* Task goal
Restate the whole listing word for word. Pictures are left out.

* Data excerpt
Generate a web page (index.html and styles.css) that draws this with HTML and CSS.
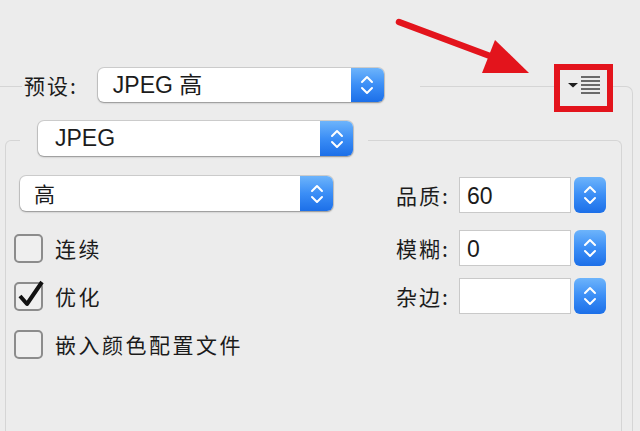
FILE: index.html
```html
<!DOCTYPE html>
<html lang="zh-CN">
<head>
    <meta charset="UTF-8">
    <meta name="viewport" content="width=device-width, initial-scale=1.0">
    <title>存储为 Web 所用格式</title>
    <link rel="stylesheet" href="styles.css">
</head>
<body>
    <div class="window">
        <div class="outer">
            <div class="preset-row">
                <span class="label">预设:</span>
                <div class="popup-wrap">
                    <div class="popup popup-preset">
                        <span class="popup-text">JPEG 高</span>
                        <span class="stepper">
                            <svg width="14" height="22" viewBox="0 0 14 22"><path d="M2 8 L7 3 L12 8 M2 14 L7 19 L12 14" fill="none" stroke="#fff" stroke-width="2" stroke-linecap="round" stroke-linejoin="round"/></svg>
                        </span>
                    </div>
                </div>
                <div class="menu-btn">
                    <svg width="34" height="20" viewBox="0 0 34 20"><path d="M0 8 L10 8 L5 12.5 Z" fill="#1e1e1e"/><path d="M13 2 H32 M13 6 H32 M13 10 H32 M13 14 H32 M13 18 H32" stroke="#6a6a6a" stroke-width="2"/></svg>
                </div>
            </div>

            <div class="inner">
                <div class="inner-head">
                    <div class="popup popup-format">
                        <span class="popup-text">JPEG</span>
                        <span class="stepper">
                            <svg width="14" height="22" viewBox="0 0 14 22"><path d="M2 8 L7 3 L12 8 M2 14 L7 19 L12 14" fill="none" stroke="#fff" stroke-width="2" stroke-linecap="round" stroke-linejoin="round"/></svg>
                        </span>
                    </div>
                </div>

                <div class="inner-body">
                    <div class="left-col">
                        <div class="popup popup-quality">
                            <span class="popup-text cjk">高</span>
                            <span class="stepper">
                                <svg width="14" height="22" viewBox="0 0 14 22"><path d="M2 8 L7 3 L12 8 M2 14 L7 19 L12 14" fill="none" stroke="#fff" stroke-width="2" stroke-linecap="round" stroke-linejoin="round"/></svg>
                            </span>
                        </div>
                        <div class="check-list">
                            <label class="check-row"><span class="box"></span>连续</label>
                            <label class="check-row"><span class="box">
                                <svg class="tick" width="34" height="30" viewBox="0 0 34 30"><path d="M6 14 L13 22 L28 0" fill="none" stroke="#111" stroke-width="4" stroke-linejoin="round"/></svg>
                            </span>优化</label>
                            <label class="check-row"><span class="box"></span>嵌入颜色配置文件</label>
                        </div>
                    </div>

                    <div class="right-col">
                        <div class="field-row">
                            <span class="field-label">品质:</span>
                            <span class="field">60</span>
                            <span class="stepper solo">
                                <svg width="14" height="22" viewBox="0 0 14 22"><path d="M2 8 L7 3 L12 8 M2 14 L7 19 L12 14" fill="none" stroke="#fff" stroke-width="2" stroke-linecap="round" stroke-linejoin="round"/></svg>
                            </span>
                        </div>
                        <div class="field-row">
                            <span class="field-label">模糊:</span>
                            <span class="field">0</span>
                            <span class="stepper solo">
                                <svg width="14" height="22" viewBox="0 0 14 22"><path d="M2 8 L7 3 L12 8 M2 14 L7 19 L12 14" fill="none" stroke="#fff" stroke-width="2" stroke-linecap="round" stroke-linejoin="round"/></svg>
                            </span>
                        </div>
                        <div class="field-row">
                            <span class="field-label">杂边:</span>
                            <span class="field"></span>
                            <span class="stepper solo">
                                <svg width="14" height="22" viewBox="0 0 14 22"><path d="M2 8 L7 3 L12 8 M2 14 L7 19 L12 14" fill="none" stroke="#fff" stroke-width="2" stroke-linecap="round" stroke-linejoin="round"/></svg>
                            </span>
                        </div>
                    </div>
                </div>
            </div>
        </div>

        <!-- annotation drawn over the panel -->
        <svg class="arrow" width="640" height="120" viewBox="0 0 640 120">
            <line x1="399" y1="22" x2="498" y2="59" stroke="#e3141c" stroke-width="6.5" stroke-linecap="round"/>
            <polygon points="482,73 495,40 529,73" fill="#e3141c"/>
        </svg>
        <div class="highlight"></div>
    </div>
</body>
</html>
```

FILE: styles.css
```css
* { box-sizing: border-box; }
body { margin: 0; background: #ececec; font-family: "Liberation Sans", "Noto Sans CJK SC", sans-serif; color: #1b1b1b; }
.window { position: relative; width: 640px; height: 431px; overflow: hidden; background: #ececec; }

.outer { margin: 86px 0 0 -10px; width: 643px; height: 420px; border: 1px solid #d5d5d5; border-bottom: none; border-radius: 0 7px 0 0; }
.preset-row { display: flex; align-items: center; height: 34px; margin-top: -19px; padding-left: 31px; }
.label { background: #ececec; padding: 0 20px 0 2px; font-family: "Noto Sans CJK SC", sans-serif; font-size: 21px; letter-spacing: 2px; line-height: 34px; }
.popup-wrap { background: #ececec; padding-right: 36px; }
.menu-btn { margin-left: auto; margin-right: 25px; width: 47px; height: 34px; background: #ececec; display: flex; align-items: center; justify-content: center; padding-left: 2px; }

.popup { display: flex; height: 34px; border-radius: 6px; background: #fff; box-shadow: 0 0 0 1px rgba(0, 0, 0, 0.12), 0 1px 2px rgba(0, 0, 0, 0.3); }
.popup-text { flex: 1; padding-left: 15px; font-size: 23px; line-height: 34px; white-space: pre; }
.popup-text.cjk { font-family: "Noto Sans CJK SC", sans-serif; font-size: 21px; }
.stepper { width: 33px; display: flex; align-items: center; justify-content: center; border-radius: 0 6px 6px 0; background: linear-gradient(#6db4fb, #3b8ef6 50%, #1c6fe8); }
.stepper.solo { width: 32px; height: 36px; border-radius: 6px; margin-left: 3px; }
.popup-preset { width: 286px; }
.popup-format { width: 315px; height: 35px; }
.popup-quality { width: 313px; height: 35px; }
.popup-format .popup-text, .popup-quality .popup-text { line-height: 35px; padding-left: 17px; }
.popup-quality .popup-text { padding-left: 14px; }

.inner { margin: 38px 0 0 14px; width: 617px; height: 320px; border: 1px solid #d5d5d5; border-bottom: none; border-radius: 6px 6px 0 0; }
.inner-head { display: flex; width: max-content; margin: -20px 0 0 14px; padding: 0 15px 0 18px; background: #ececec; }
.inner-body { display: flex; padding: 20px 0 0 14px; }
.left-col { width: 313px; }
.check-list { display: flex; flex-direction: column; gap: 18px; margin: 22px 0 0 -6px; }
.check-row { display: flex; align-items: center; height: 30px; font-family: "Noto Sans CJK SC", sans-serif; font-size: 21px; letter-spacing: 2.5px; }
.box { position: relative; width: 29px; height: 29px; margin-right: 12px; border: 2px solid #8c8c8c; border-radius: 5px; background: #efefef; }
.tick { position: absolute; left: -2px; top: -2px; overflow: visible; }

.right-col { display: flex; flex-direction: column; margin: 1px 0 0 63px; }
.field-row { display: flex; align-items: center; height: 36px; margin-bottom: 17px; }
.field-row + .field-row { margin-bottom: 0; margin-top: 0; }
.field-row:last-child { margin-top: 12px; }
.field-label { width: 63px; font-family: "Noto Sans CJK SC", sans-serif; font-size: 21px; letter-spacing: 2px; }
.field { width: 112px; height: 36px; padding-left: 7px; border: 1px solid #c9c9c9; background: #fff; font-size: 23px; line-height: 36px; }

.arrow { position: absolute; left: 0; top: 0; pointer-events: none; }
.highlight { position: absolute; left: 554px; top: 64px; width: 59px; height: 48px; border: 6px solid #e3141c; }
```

* Solution to the problem
Generate a web page (index.html and styles.css) that draws this with HTML and CSS.
FILE: index.html
```html
<!DOCTYPE html>
<html lang="zh-CN">
<head>
    <meta charset="UTF-8">
    <meta name="viewport" content="width=device-width, initial-scale=1.0">
    <title>存储为 Web 所用格式</title>
    <link rel="stylesheet" href="styles.css">
</head>
<body>
    <div class="window">
        <div class="outer">
            <div class="preset-row">
                <span class="label">预设:</span>
                <div class="popup-wrap">
                    <div class="popup popup-preset">
                        <span class="popup-text">JPEG 高</span>
                        <span class="stepper">
                            <svg width="14" height="22" viewBox="0 0 14 22"><path d="M2 8 L7 3 L12 8 M2 14 L7 19 L12 14" fill="none" stroke="#fff" stroke-width="2" stroke-linecap="round" stroke-linejoin="round"/></svg>
                        </span>
                    </div>
                </div>
                <div class="menu-btn">
                    <svg width="34" height="20" viewBox="0 0 34 20"><path d="M0 8 L10 8 L5 12.5 Z" fill="#1e1e1e"/><path d="M13 2 H32 M13 6 H32 M13 10 H32 M13 14 H32 M13 18 H32" stroke="#6a6a6a" stroke-width="2"/></svg>
                </div>
            </div>

            <div class="inner">
                <div class="inner-head">
                    <div class="popup popup-format">
                        <span class="popup-text">JPEG</span>
                        <span class="stepper">
                            <svg width="14" height="22" viewBox="0 0 14 22"><path d="M2 8 L7 3 L12 8 M2 14 L7 19 L12 14" fill="none" stroke="#fff" stroke-width="2" stroke-linecap="round" stroke-linejoin="round"/></svg>
                        </span>
                    </div>
                </div>

                <div class="inner-body">
                    <div class="left-col">
                        <div class="popup popup-quality">
                            <span class="popup-text cjk">高</span>
                            <span class="stepper">
                                <svg width="14" height="22" viewBox="0 0 14 22"><path d="M2 8 L7 3 L12 8 M2 14 L7 19 L12 14" fill="none" stroke="#fff" stroke-width="2" stroke-linecap="round" stroke-linejoin="round"/></svg>
                            </span>
                        </div>
                        <div class="check-list">
                            <label class="check-row"><span class="box"></span>连续</label>
                            <label class="check-row"><span class="box">
                                <svg class="tick" width="34" height="30" viewBox="0 0 34 30"><path d="M6 14 L13 22 L28 0" fill="none" stroke="#111" stroke-width="4" stroke-linejoin="round"/></svg>
                            </span>优化</label>
                            <label class="check-row"><span class="box"></span>嵌入颜色配置文件</label>
                        </div>
                    </div>

                    <div class="right-col">
                        <div class="field-row">
                            <span class="field-label">品质:</span>
                            <span class="field">60</span>
                            <span class="stepper solo">
                                <svg width="14" height="22" viewBox="0 0 14 22"><path d="M2 8 L7 3 L12 8 M2 14 L7 19 L12 14" fill="none" stroke="#fff" stroke-width="2" stroke-linecap="round" stroke-linejoin="round"/></svg>
                            </span>
                        </div>
                        <div class="field-row">
                            <span class="field-label">模糊:</span>
                            <span class="field">0</span>
                            <span class="stepper solo">
                                <svg width="14" height="22" viewBox="0 0 14 22"><path d="M2 8 L7 3 L12 8 M2 14 L7 19 L12 14" fill="none" stroke="#fff" stroke-width="2" stroke-linecap="round" stroke-linejoin="round"/></svg>
                            </span>
                        </div>
                        <div class="field-row">
                            <span class="field-label">杂边:</span>
                            <span class="field"></span>
                            <span class="stepper solo">
                                <svg width="14" height="22" viewBox="0 0 14 22"><path d="M2 8 L7 3 L12 8 M2 14 L7 19 L12 14" fill="none" stroke="#fff" stroke-width="2" stroke-linecap="round" stroke-linejoin="round"/></svg>
                            </span>
                        </div>
                    </div>
                </div>
            </div>
        </div>

        <!-- annotation drawn over the panel -->
        <svg class="arrow" width="640" height="120" viewBox="0 0 640 120">
            <line x1="399" y1="22" x2="498" y2="59" stroke="#e3141c" stroke-width="6.5" stroke-linecap="round"/>
            <polygon points="482,73 495,40 529,73" fill="#e3141c"/>
        </svg>
        <div class="highlight"></div>
    </div>
</body>
</html>
```

FILE: styles.css
```css
* { box-sizing: border-box; }
body { margin: 0; background: #ececec; font-family: "Liberation Sans", "Noto Sans CJK SC", sans-serif; color: #1b1b1b; }
.window { position: relative; width: 640px; height: 431px; overflow: hidden; background: #ececec; }

.outer { margin: 86px 0 0 -10px; width: 643px; height: 420px; border: 1px solid #d5d5d5; border-bottom: none; border-radius: 0 7px 0 0; }
.preset-row { display: flex; align-items: center; height: 34px; margin-top: -19px; padding-left: 31px; }
.label { background: #ececec; padding: 0 20px 0 2px; font-family: "Noto Sans CJK SC", sans-serif; font-size: 21px; letter-spacing: 2px; line-height: 34px; }
.popup-wrap { background: #ececec; padding-right: 36px; }
.menu-btn { margin-left: auto; margin-right: 25px; width: 47px; height: 34px; background: #ececec; display: flex; align-items: center; justify-content: center; padding-left: 2px; }

.popup { display: flex; height: 34px; border-radius: 6px; background: #fff; box-shadow: 0 0 0 1px rgba(0, 0, 0, 0.12), 0 1px 2px rgba(0, 0, 0, 0.3); }
.popup-text { flex: 1; padding-left: 15px; font-size: 23px; line-height: 34px; white-space: pre; }
.popup-text.cjk { font-family: "Noto Sans CJK SC", sans-serif; font-size: 21px; }
.stepper { width: 33px; display: flex; align-items: center; justify-content: center; border-radius: 0 6px 6px 0; background: linear-gradient(#6db4fb, #3b8ef6 50%, #1c6fe8); }
.stepper.solo { width: 32px; height: 36px; border-radius: 6px; margin-left: 3px; }
.popup-preset { width: 286px; }
.popup-format { width: 315px; height: 35px; }
.popup-quality { width: 313px; height: 35px; }
.popup-format .popup-text, .popup-quality .popup-text { line-height: 35px; padding-left: 17px; }
.popup-quality .popup-text { padding-left: 14px; }

.inner { margin: 38px 0 0 14px; width: 617px; height: 320px; border: 1px solid #d5d5d5; border-bottom: none; border-radius: 6px 6px 0 0; }
.inner-head { display: flex; width: max-content; margin: -20px 0 0 14px; padding: 0 15px 0 18px; background: #ececec; }
.inner-body { display: flex; padding: 20px 0 0 14px; }
.left-col { width: 313px; }
.check-list { display: flex; flex-direction: column; gap: 18px; margin: 22px 0 0 -6px; }
.check-row { display: flex; align-items: center; height: 30px; font-family: "Noto Sans CJK SC", sans-serif; font-size: 21px; letter-spacing: 2.5px; }
.box { position: relative; width: 29px; height: 29px; margin-right: 12px; border: 2px solid #8c8c8c; border-radius: 5px; background: #efefef; }
.tick { position: absolute; left: -2px; top: -2px; overflow: visible; }

.right-col { display: flex; flex-direction: column; margin: 1px 0 0 63px; }
.field-row { display: flex; align-items: center; height: 36px; margin-bottom: 17px; }
.field-row + .field-row { margin-bottom: 0; margin-top: 0; }
.field-row:last-child { margin-top: 12px; }
.field-label { width: 63px; font-family: "Noto Sans CJK SC", sans-serif; font-size: 21px; letter-spacing: 2px; }
.field { width: 112px; height: 36px; padding-left: 7px; border: 1px solid #c9c9c9; background: #fff; font-size: 23px; line-height: 36px; }

.arrow { position: absolute; left: 0; top: 0; pointer-events: none; }
.highlight { position: absolute; left: 554px; top: 64px; width: 59px; height: 48px; border: 6px solid #e3141c; }
```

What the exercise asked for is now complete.